Because taxes are for the little people, right?
The Frankfurter Allgemeine Zeitung reports today (unfortunately they took their English-language site down several years ago, so the link is to their regular site) that the Greek tax enforcers have come into the possession of a USB thumb drive which was provided by the French to the Greeks some two years ago, but which went . . . errmmmm . . . missing in action without being examined. It has now re-surfaced, and among other interesting tea and scandal on it are the names of roughly 2,000 Greek citizens who have Swiss bank accounts. The same article reports that some 60 Greek politicians, including three (alas! unnamed) senior government officials are being actively investigated for money laundering, graft, and tax evasion. To this the FAZ adds mention of some 15,000 Greek citizens who can’t seem to explain their foreign holdings. The tax folks are examining as well some 22 billion Euros in money transfers out of Greece.
But wait! This can’t be right!! I thought living in a socialist country was supposed to generate selflessness, a desire to “pay one’s fair share,” to do what our dear vice president has described as one’s patriotic duty. Why, I thought that socialism was the sovereign remedy for human nature. I’ve been told by so many Deep Thinkers that all we had to do was to “rob[] selective Peter to pay for collective Paul,” as Kipling phrased it, and all human avarice, selfishness, and dishonesty would burn off like a morning mist. “Potential plenty” would be achieved, the millenium would come, the lion would lie down with the lamb and both would get up no worse off for the experience, and we Little People would find spread before us only bright, dew-bespattered, gleaming pastures (cleared, fertilized, fenced, tended, and paid for by Someone Else, of course) for all to graze on to our hearts’ content.
OK, children, let’s review one more time, dammit:
“As it will be in the future, it was at the birth of Man
There are only four things certain since Social Progress began.
That the Dog returns to his Vomit and the Sow returns to her Mire,
And the burnt Fool’s bandaged finger goes wabbling back to the Fire;
And that after this is accomplished, and the brave new world begins
When all men are paid for existing and no man must pay for his sins,
As surely as Water will wet us, as surely as Fire will burn,
The Gods of the Copybook Headings with terror and slaughter return!”
I’d meant to ignore politics this morning, but I’ll just observe that one of our candidates would agree with the above, and the other never will. Which do we trust to boss the joint?

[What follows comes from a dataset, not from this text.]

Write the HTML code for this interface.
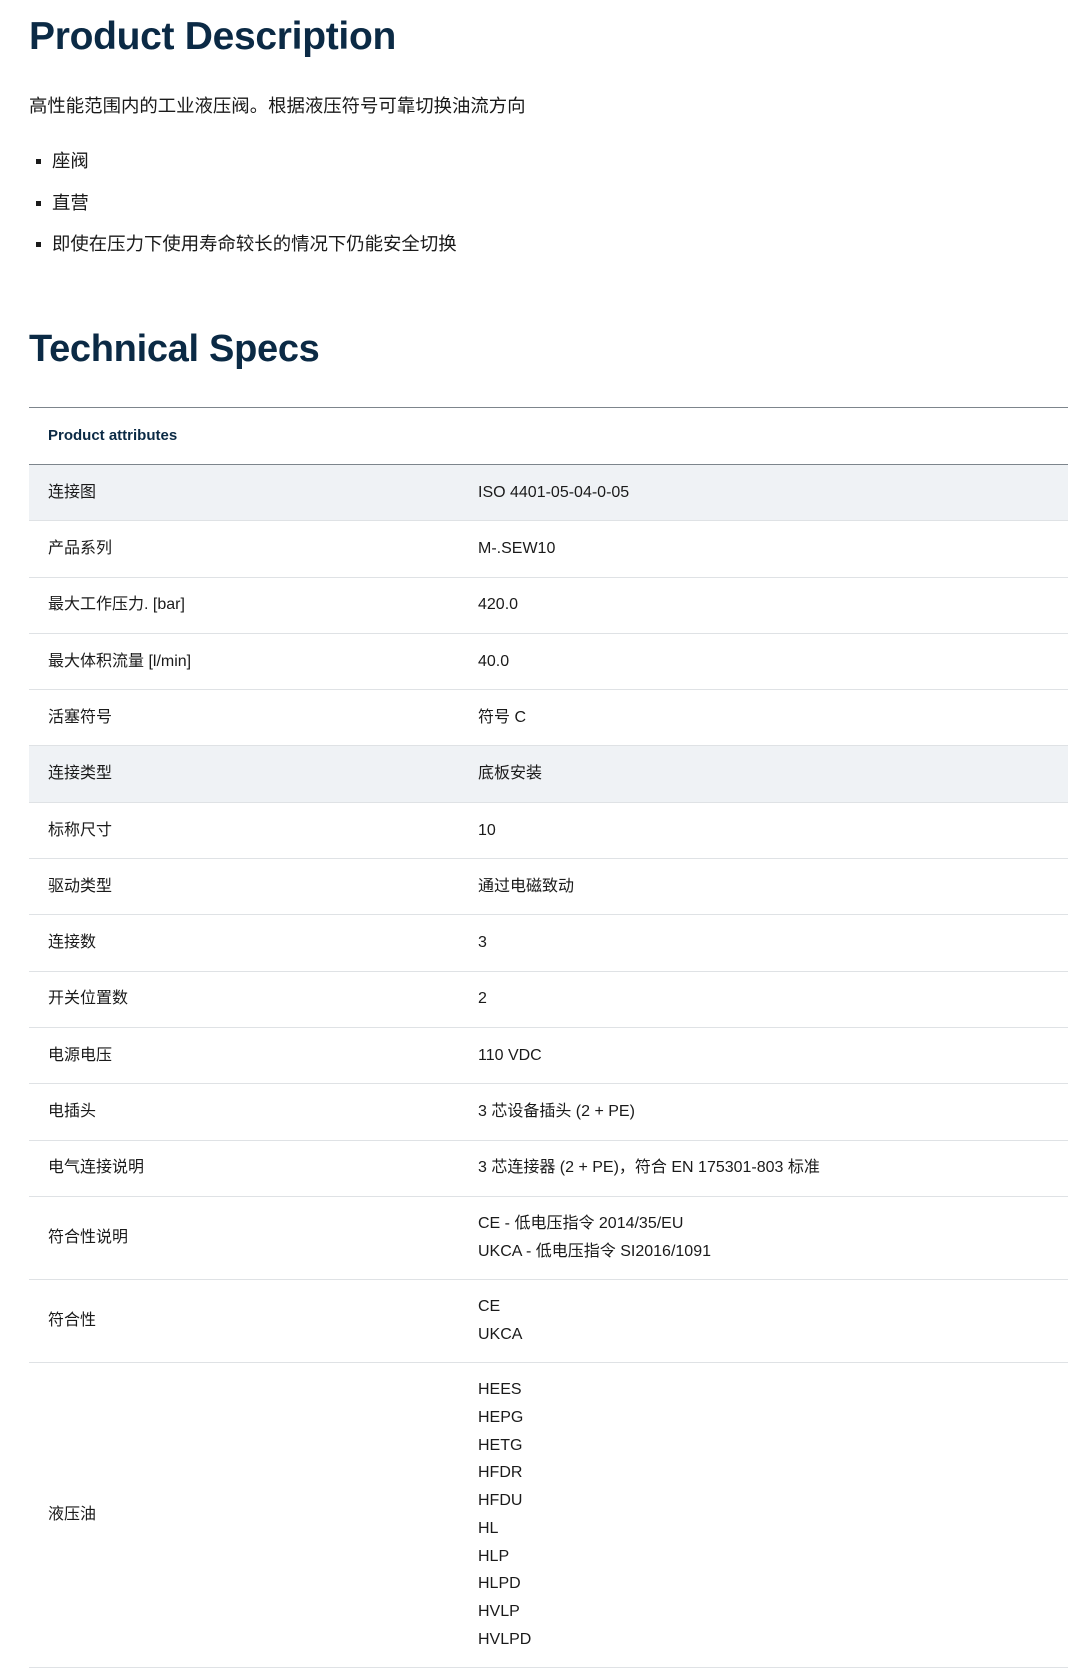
<!DOCTYPE html>
<html><head><meta charset="utf-8"><style>
*{margin:0;padding:0;box-sizing:border-box}
body{width:1068px;height:1671px;background:#fff;font-family:"Liberation Sans","Noto Sans CJK SC",sans-serif;color:#1a1a1a;position:relative;overflow:hidden}
h2{position:absolute;left:29px;font-size:38px;font-weight:bold;color:#0b2a45;line-height:1;letter-spacing:-0.3px}
.p{position:absolute;left:29px;font-size:18.4px;line-height:24px}
.b{position:absolute;left:36px;font-size:18.4px;line-height:24px}
.b:before{content:"";position:absolute;left:0;top:10px;width:5px;height:5px;background:#1a1a1a}
.b span{margin-left:16px}
table{position:absolute;left:29px;top:407px;width:1039px;border-collapse:collapse;font-size:16px}
td{padding:0 0 0 19px;vertical-align:middle;border-bottom:1px solid #dfe2e5;line-height:27.7px}
td:first-child{width:430px}
tr.h td{font-weight:bold;color:#0b2a45;border-top:1px solid #7d858c;border-bottom:1px solid #7d858c;height:57px;font-size:15px}
tr.g td{background:#eff2f5}
.r1 td{height:56.3px}
.r2 td{height:83px}
.r10 td{height:305px}
</style></head><body>
<h2 style="top:17px;font-size:39px">Product Description</h2>
<div class="p" style="top:94px">高性能范围内的工业液压阀。根据液压符号可靠切换油流方向</div>
<div class="b" style="top:149px"><span>座阀</span></div>
<div class="b" style="top:191px"><span>直营</span></div>
<div class="b" style="top:232px"><span>即使在压力下使用寿命较长的情况下仍能安全切换</span></div>
<h2 style="top:330px">Technical Specs</h2>
<table>
<tr class="h"><td colspan="2">Product attributes</td></tr>
<tr class="r1 g"><td>连接图</td><td>ISO 4401-05-04-0-05</td></tr>
<tr class="r1"><td>产品系列</td><td>M-.SEW10</td></tr>
<tr class="r1"><td>最大工作压力. [bar]</td><td>420.0</td></tr>
<tr class="r1"><td>最大体积流量 [l/min]</td><td>40.0</td></tr>
<tr class="r1"><td>活塞符号</td><td>符号 C</td></tr>
<tr class="r1 g"><td>连接类型</td><td>底板安装</td></tr>
<tr class="r1"><td>标称尺寸</td><td>10</td></tr>
<tr class="r1"><td>驱动类型</td><td>通过电磁致动</td></tr>
<tr class="r1"><td>连接数</td><td>3</td></tr>
<tr class="r1"><td>开关位置数</td><td>2</td></tr>
<tr class="r1"><td>电源电压</td><td>110 VDC</td></tr>
<tr class="r1"><td>电插头</td><td>3 芯设备插头 (2 + PE)</td></tr>
<tr class="r1"><td>电气连接说明</td><td>3 芯连接器 (2 + PE)，符合 EN 175301-803 标准</td></tr>
<tr class="r2"><td>符合性说明</td><td>CE - 低电压指令 2014/35/EU<br>UKCA - 低电压指令 SI2016/1091</td></tr>
<tr class="r2"><td>符合性</td><td>CE<br>UKCA</td></tr>
<tr class="r10"><td>液压油</td><td>HEES<br>HEPG<br>HETG<br>HFDR<br>HFDU<br>HL<br>HLP<br>HLPD<br>HVLP<br>HVLPD</td></tr>
</table>
</body></html>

Update (08 Oct 12): According to a report in today’s FAZ, the main newspaper in Athens quotes from data assembled by the Greek tax enforcement folks. Seems that socialism hasn’t quite accomplished its goal of re-forging citizens into kinder, more giving, more willing-to-share-the-burden philanthropists. A farmer who reported €497 per annum somehow managed from that modest — nay, impoverished — income to transfer €12,587,184 abroad. A gardener who ‘fessed up to €2,275 annual income still found a money stump with €610,000 for him to ship out of the country. In both cases the transferors somehow omitted to share the fact of the transfer with the (ahem) responsible authorities.